Another very productive morning at the Bagaduce Library: fourteen volunteers, including three Master Gardeners, made great progress along the southern edges of the front and back parking areas. New piles of brush await chipping.

This work may seem somewhat removed from creating a garden at the site, but it is a vital part of NGBH’s plan for the entire landscape. Trees (individuals, large and small, and clusters) are emerging as focal points, emphasized now that they have been freed from damaged, crowded neighbors. We are discovering the groundcovers and shrub layers necessary to create natural tiers beneath the tree canopy. The cut brush will give us wood chips needed to start compost suitable for many of the plants we’ve chosen for the property.

What a perfect time to get this work done — before too many trees have leafed out, and before the blackflies are voracious. The morning was fairly cool, a little overcast; not too many birds were in attendance, but there was a lot of activity as well as a quartet of canines on the crew. A hairy woodpecker drilled on the northeast edge of the property. We have carefully left some standing dead trees, deciduous and coniferous, to provide nest cavities and valuable avian perches. As familiarity with the property grows, we can perhaps identify some of the snags and living trees the woodpeckers favor for drumming. The tattoos heard are often acoustical communications, accompanied by other vocalizations from our four year-round woodpecker species, as well as migrants.

Cathy and Denis Blodgett laid out a twenty-foot grid at the front of the site, and pulled soil cores to analyze the depth of gravel and fill, and search for indications of the underlying soil profile. The cores revealed a history of man-made disturbances, five to nine inches of “drainage” (due to added driveway material), compaction, and not much organic matter. This is a challenging area to be remediated with soil-building, successional vegetation including Comptonia peregrina, sweetfern. A tough, nitrogen-fixing (leguminous) shrub with fern-like leaflets, Comptonia produces abundant leaf litter, which decomposes quickly. The shrub is a pantry for insects and birds. (The nineteenth-century entomologist/naturalist Titian Ramsay Peale painted Comptonia with different species of tiger moth (Spilosoma spp.) caterpillars and cocoons; a beautiful facsimile of his manuscript was published last year by the Museum of Natural History.)

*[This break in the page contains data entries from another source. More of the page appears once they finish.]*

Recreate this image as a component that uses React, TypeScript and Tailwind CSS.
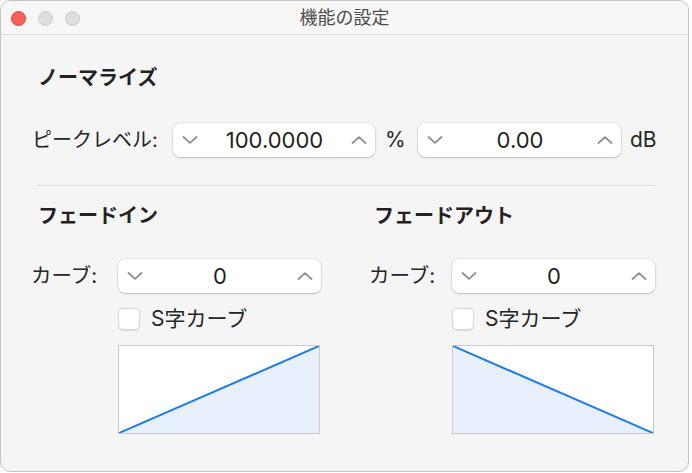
import React from 'react';

const font = { fontFamily: 'Inter, "Noto Sans CJK JP", sans-serif' };

function Chevron({ up }: { up?: boolean }) {
  return (
    <svg viewBox="0 0 16 8" className="w-4 h-2" fill="none">
      <path
        d={up ? 'M1.5 7L8 1.2 14.5 7' : 'M1.5 1L8 6.8 14.5 1'}
        stroke="#8e8e8e"
        strokeWidth="1.8"
        strokeLinecap="round"
        strokeLinejoin="round"
      />
    </svg>
  );
}

function Stepper({ value, width }: { value: string; width: string }) {
  return (
    <div
      className={`${width} h-[34px] bg-white rounded-[7px] flex items-center justify-between pl-[9px] pr-[8px] shadow-[0_0_0_0.5px_rgba(0,0,0,0.12),0_1px_2px_rgba(0,0,0,0.18)]`}
    >
      <Chevron />
      <span className="text-[22px] text-[#1f1f1f] leading-none">{value}</span>
      <Chevron up />
    </div>
  );
}

function Graph({ rising }: { rising?: boolean }) {
  return (
    <div className="w-[202px] h-[89px] border-[1.5px] border-[#c9c9c9] bg-white">
      <svg viewBox="0 0 199 86" className="w-full h-full block" preserveAspectRatio="none">
        <polygon
          points={rising ? '0,86 199,0 199,86' : '0,0 199,86 0,86'}
          fill="#e8f0fd"
        />
        <line
          x1="0"
          y1={rising ? 86 : 0}
          x2="199"
          y2={rising ? 0 : 86}
          stroke="#1b7bf4"
          strokeWidth="2"
        />
      </svg>
    </div>
  );
}

function FadeColumn({
  title,
  headingOffset,
  labelWidth,
  bodyOffset,
  rising,
}: {
  title: string;
  headingOffset: string;
  labelWidth: string;
  bodyOffset: string;
  rising?: boolean;
}) {
  return (
    <div className="flex flex-col">
      <h3 className={`${headingOffset} text-[20px] font-bold leading-[24px] text-[#222]`}>{title}</h3>
      <div className="flex items-center mt-[31px]">
        <span className={`${labelWidth} text-[20.5px] text-[#262626]`}>カーブ:</span>
        <Stepper value="0" width="w-[203px]" />
      </div>
      <div className={`flex flex-col ${bodyOffset}`}>
        <label className="flex items-center mt-[15px] h-[22px]">
          <span className="w-[22px] h-[22px] bg-white rounded-[5px] border border-[#d6d6d6] shadow-[0_0.5px_1px_rgba(0,0,0,0.1)]" />
          <span className="ml-[11px] text-[21px] text-[#262626]">S字カーブ</span>
        </label>
        <div className="mt-[15px]">
          <Graph rising={rising} />
        </div>
      </div>
    </div>
  );
}

export default function App() {
  return (
    <div className="w-[692px] h-[473px] bg-white" style={font}>
      <div className="w-[689px] h-[472px] rounded-[10px] border border-[#c4c4c4] bg-[#f5f5f5] overflow-hidden flex flex-col">
        {/* Title bar */}
        <div className="relative h-[34px] shrink-0 bg-[#f7f7f7] border-b border-[#dcdcdc] flex items-center justify-center">
          <div className="absolute left-[10px] top-[10px] flex gap-[12px]">
            <span className="w-[15px] h-[15px] rounded-full bg-[#fe5f57] border border-[#e0443e]" />
            <span className="w-[15px] h-[15px] rounded-full bg-[#dedede] border border-[#cdcdcd]" />
            <span className="w-[15px] h-[15px] rounded-full bg-[#dedede] border border-[#cdcdcd]" />
          </div>
          <span className="text-[18px] leading-none text-[#4d4d4d]">機能の設定</span>
        </div>

        {/* Normalize */}
        <h2 className="ml-[37px] mt-[31px] text-[20px] font-bold leading-[24px] text-[#222]">ノーマライズ</h2>
        <div className="flex items-center mt-[33px] pl-[31px]">
          <span className="w-[141px] text-[20px] text-[#262626]">ピークレベル:</span>
          <Stepper value="100.0000" width="w-[202px]" />
          <span className="w-[43px] pl-[10px] text-[21px] text-[#262626]">%</span>
          <Stepper value="0.00" width="w-[203px]" />
          <span className="ml-[9px] text-[21px] text-[#262626]">dB</span>
        </div>

        <div className="ml-[36px] w-[618px] h-px bg-[#dadada] mt-[28px]" />

        {/* Fade in / out */}
        <div className="flex mt-[18px]">
          <div className="w-[337px] pl-[30px]">
            <FadeColumn
              title="フェードイン"
              headingOffset="ml-[7px]"
              labelWidth="w-[87px]"
              bodyOffset="ml-[87px]"
              rising
            />
          </div>
          <div className="pl-[31px]">
            <FadeColumn
              title="フェードアウト"
              headingOffset="ml-[5px]"
              labelWidth="w-[83px]"
              bodyOffset="ml-[83px]"
            />
          </div>
        </div>
      </div>
    </div>
  );
}
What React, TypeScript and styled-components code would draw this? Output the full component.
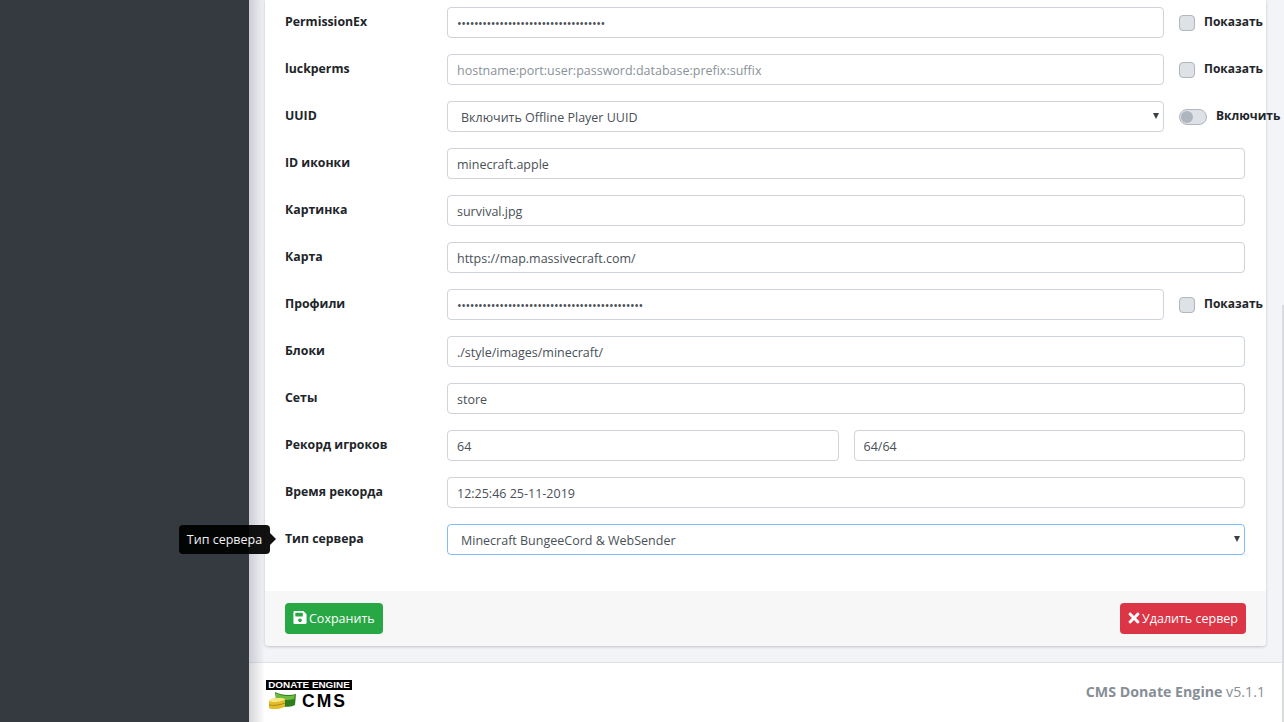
import React from "react";
import styled, { createGlobalStyle } from "styled-components";
import { FaSave, FaTimes } from "react-icons/fa";

const Global = createGlobalStyle`
  html, body { margin: 0; padding: 0; height: 100%; overflow: hidden; background: #f3f4f8; }
  * { box-sizing: border-box; }
  body { font-family: "Open Sans", "Noto Sans", sans-serif; font-size: 13px; color: #212529; }
`;

const Shell = styled.div`
  display: flex;
  width: 1284px;
  height: 722px;
  overflow: hidden;
  position: relative;
`;
const Sidebar = styled.aside`
  width: 249px;
  flex: none;
  background: #343a40;
`;
const Main = styled.main`
  flex: 1;
  min-width: 0;
  display: flex;
  flex-direction: column;
  position: relative;
  &::before {
    content: "";
    position: absolute;
    left: 0;
    top: 0;
    bottom: 0;
    width: 16px;
    background: linear-gradient(90deg, rgba(120, 125, 135, 0.32), rgba(120, 125, 135, 0));
    pointer-events: none;
    z-index: 1;
  }
`;
const ScrollThumb = styled.div`
  position: absolute;
  right: 0;
  top: 305px;
  bottom: 0;
  width: 2px;
  background: #d9dbe0;
  z-index: 2;
`;
const Content = styled.div`
  flex: 1;
  padding: 0 18px 16px 16px;
`;
const Card = styled.section`
  height: 646px;
  background: #fff;
  border-radius: 0 0 4px 4px;
  box-shadow: 0 1px 3px rgba(60, 65, 80, 0.28);
  display: flex;
  flex-direction: column;
`;
const CardBody = styled.div`
  flex: 1;
  padding: 7px 21px 0 20px;
  display: flex;
  flex-direction: column;
  gap: 16px;
`;
const Row = styled.div`
  display: flex;
  height: 31px;
  align-items: flex-start;
`;
const Label = styled.label`
  position: relative;
  width: 162px;
  flex: none;
  font-weight: 700;
  font-size: 12.3px;
  line-height: 18px;
  padding-top: 6px;
  color: #212529;
`;
const Fields = styled.div`
  flex: 1;
  min-width: 0;
  display: flex;
  gap: 15px;
`;
const Input = styled.input`
  flex: 1;
  min-width: 0;
  height: 31px;
  padding: 2px 9px 0;
  border: 1px solid #ced4da;
  border-radius: 4px;
  background: #fff;
  color: #495057;
  font-family: inherit;
  font-size: 12.5px;
  outline: none;
  &::placeholder { color: #8a9299; opacity: 1; }
  &[type="password"] { letter-spacing: -0.48px; }
`;
const SelectWrap = styled.div`
  flex: 1;
  min-width: 0;
  display: flex;
  position: relative;
  &::after {
    content: "";
    position: absolute;
    right: 5px;
    top: 12px;
    border-top: 6px solid #3a3f44;
    border-left: 3px solid transparent;
    border-right: 3px solid transparent;
    pointer-events: none;
  }
`;
const Select = styled.select<{ $focused?: boolean }>`
  flex: 1;
  min-width: 0;
  height: 31px;
  padding: 2px 20px 0 13px;
  border: 1px solid ${(p) => (p.$focused ? "#80bdff" : "#ced4da")};
  border-radius: 4px;
  background: #fff;
  color: #495057;
  font-family: inherit;
  font-size: 12.5px;
  outline: none;
  appearance: none;
`;
const Side = styled.div`
  width: 81px;
  flex: none;
  padding-left: 15px;
  height: 31px;
  display: flex;
  align-items: center;
  white-space: nowrap;
  font-weight: 700;
  font-size: 12px;
  color: #212529;
`;
const CheckBox = styled.span`
  width: 16px;
  height: 16px;
  flex: none;
  margin-right: 9px;
  border: 1px solid #adb5bd;
  border-radius: 4px;
  background: #dee2e6;
`;
const SideText = styled.span`
  margin-top: -3px;
`;
const Switch = styled.span`
  width: 28px;
  height: 16px;
  flex: none;
  margin-right: 9px;
  margin-top: 1px;
  border: 1px solid #adb5bd;
  border-radius: 8px;
  background: #dee2e6;
  padding: 1px;
`;
const Knob = styled.span`
  display: block;
  width: 12px;
  height: 12px;
  border-radius: 50%;
  background: #adb5bd;
`;
const Tooltip = styled.div`
  position: absolute;
  right: calc(100% + 15px);
  top: 1px;
  height: 29px;
  width: 91px;
  display: flex;
  align-items: center;
  justify-content: center;
  background: #000;
  border-radius: 4px;
  color: #fff;
  font-weight: 400;
  font-size: 12.5px;
  white-space: nowrap;
  opacity: 0.93;
  z-index: 3;
  &::after {
    content: "";
    position: absolute;
    left: 100%;
    top: 8px;
    border-left: 6px solid #000;
    border-top: 6px solid transparent;
    border-bottom: 6px solid transparent;
  }
`;
const CardFooter = styled.div`
  height: 55px;
  flex: none;
  padding: 12px 20px 0;
  background: #f7f7f7;
  border-radius: 0 0 4px 4px;
  display: flex;
  justify-content: space-between;
  align-items: flex-start;
`;
const Button = styled.button<{ $tone: string }>`
  height: 31px;
  display: inline-flex;
  align-items: center;
  gap: 2px;
  padding: 0 8px;
  border: 0;
  border-radius: 4px;
  background: ${(p) => p.$tone};
  color: #fff;
  font-family: inherit;
  font-size: 12.5px;
`;
const SaveIcon = styled(FaSave)`
  width: 14px;
  height: 15px;
  margin-top: -2px;
`;
const CloseIcon = styled(FaTimes)`
  width: 12px;
  height: 16px;
  margin-top: -2px;
`;
const Footer = styled.footer`
  height: 60px;
  flex: none;
  background: #fff;
  border-top: 1px solid #dfe1e6;
  padding: 0 19px 0 17px;
  display: flex;
  justify-content: space-between;
  align-items: center;
`;
const Logo = styled.div`
  width: 88px;
  margin-top: 4px;
  display: flex;
  flex-direction: column;
`;
const LogoBar = styled.div`
  height: 10px;
  width: 86px;
  background: #000;
  color: #fff;
  font-family: "Liberation Sans", sans-serif;
  font-weight: 700;
  font-size: 9.9px;
  line-height: 10px;
  text-align: center;
  white-space: nowrap;
`;
const LogoRow = styled.div`
  display: flex;
  align-items: flex-start;
  margin-top: 2px;
  padding-left: 3px;
`;
const LogoText = styled.span`
  font-family: "Liberation Sans", sans-serif;
  font-weight: 700;
  font-size: 17.5px;
  line-height: 18px;
  letter-spacing: 2px;
  color: #000;
  margin-left: 6px;
`;
const Credit = styled.div`
  color: #868e96;
  font-size: 14.2px;
  margin-top: -2px;
  strong { font-weight: 700; }
`;

const MoneyIcon = () => (
  <svg width="27" height="17" viewBox="0 0 27 17" aria-hidden="true">
    <path d="M6 0 C12 3 20 4 27 2 L26 13 C20 16 14 14 8 15 Z" fill="#2f7d1e" />
    <path d="M7 1 C12 4 20 5 26 3 L25 7 C19 9 12 8 7 6 Z" fill="#6dbb3f" />
    <path d="M0 9 C2 6 12 5 16 7 L16 14 C14 17 3 18 0 16 Z" fill="#e4bd2b" />
    <path d="M0 9 C2 6 12 5 16 7 C13 10 3 11 0 9 Z" fill="#f7e684" />
    <path d="M0 13 C5 14 11 13 16 11" stroke="#a08012" strokeWidth="0.8" fill="none" />
  </svg>
);

type Field = {
  label: string;
  value?: string;
  placeholder?: string;
  password?: boolean;
  show?: boolean;
};

const before: Field[] = [
  { label: "PermissionEx", value: "x".repeat(35), password: true, show: true },
  { label: "luckperms", placeholder: "hostname:port:user:password:database:prefix:suffix", show: true },
];
const middle: Field[] = [
  { label: "ID иконки", value: "minecraft.apple" },
  { label: "Картинка", value: "survival.jpg" },
  { label: "Карта", value: "https://map.massivecraft.com/" },
  { label: "Профили", value: "x".repeat(44), password: true, show: true },
  { label: "Блоки", value: "./style/images/minecraft/" },
  { label: "Сеты", value: "store" },
];

const FieldRow = ({ f }: { f: Field }) => (
  <Row>
    <Label>{f.label}</Label>
    <Fields>
      <Input
        type={f.password ? "password" : "text"}
        defaultValue={f.value}
        placeholder={f.placeholder}
        readOnly
      />
    </Fields>
    {f.show && (
      <Side>
        <CheckBox />
        <SideText>Показать</SideText>
      </Side>
    )}
  </Row>
);

export default function App() {
  return (
    <Shell>
      <Global />
      <Sidebar />
      <Main>
        <Content>
          <Card>
            <CardBody>
              {before.map((f) => (
                <FieldRow key={f.label} f={f} />
              ))}
              <Row>
                <Label>UUID</Label>
                <Fields>
                  <SelectWrap>
                    <Select defaultValue="off">
                      <option value="off">Включить Offline Player UUID</option>
                    </Select>
                  </SelectWrap>
                </Fields>
                <Side>
                  <Switch>
                    <Knob />
                  </Switch>
                  <SideText>Включить</SideText>
                </Side>
              </Row>
              {middle.map((f) => (
                <FieldRow key={f.label} f={f} />
              ))}
              <Row>
                <Label>Рекорд игроков</Label>
                <Fields>
                  <Input defaultValue="64" readOnly />
                  <Input defaultValue="64/64" readOnly />
                </Fields>
              </Row>
              <FieldRow f={{ label: "Время рекорда", value: "12:25:46 25-11-2019" }} />
              <Row>
                <Label>
                  Тип сервера
                  <Tooltip>Тип сервера</Tooltip>
                </Label>
                <Fields>
                  <SelectWrap>
                    <Select $focused defaultValue="bungee">
                      <option value="bungee">Minecraft BungeeCord &amp; WebSender</option>
                    </Select>
                  </SelectWrap>
                </Fields>
              </Row>
            </CardBody>
            <CardFooter>
              <Button $tone="#28a745">
                <SaveIcon />
                Сохранить
              </Button>
              <Button $tone="#dc3545">
                <CloseIcon />
                Удалить сервер
              </Button>
            </CardFooter>
          </Card>
        </Content>
        <Footer>
          <Logo>
            <LogoBar>DONATE ENGINE</LogoBar>
            <LogoRow>
              <MoneyIcon />
              <LogoText>CMS</LogoText>
            </LogoRow>
          </Logo>
          <Credit>
            <strong>CMS Donate Engine</strong> v5.1.1
          </Credit>
        </Footer>
        <ScrollThumb />
      </Main>
    </Shell>
  );
}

Two volunteers working on the back parking lot edge took some time to revive a couple of thickets of Spiraea alba (meadowsweet). These shrubs had been half-buried during construction, and had re-sprouted vertically along nearly prostrate stems. By pruning to the plant’s base and thinning at least a third of the tangle, the meadowsweet will rebound vigorously. White meadowsweet is a member of the rose family; its woodiest branches decline at the end of flowering and seed-production. The shrub is very adaptable to different soils and hydrologies, and provides shelter and food for a large number of vertebrates and invertebrates, in all of its parts — canes, roots, branches, flowers, seeds.

A Northern redback salamander (Plethodon cinereus) was discovered within the creases of an abandoned plastic tarp. It was quickly relocated to a moist spot deeper in the woods. Promoting groundcovers to maintain soil moisture, and protecting downed tree trunks from disturbance, will help any of the property’s amphibians. Redbacks are our most abundant vertebrate animals whose biomass in the forest is twice that of birds in peak breeding numbers. These salamanders are entirely terrestrial: they lay their eggs in the crevices and crannies of downed logs, preferring decaying conifers. They depend upon a moist, healthy forest floor with plenty of cover and rich leaf litter.

At the next work session, Friday June 3rd, we will be tackling the swale between the performance building and the new library-building foundation, preparing the way for planting groundcovers, ferns and shrubs.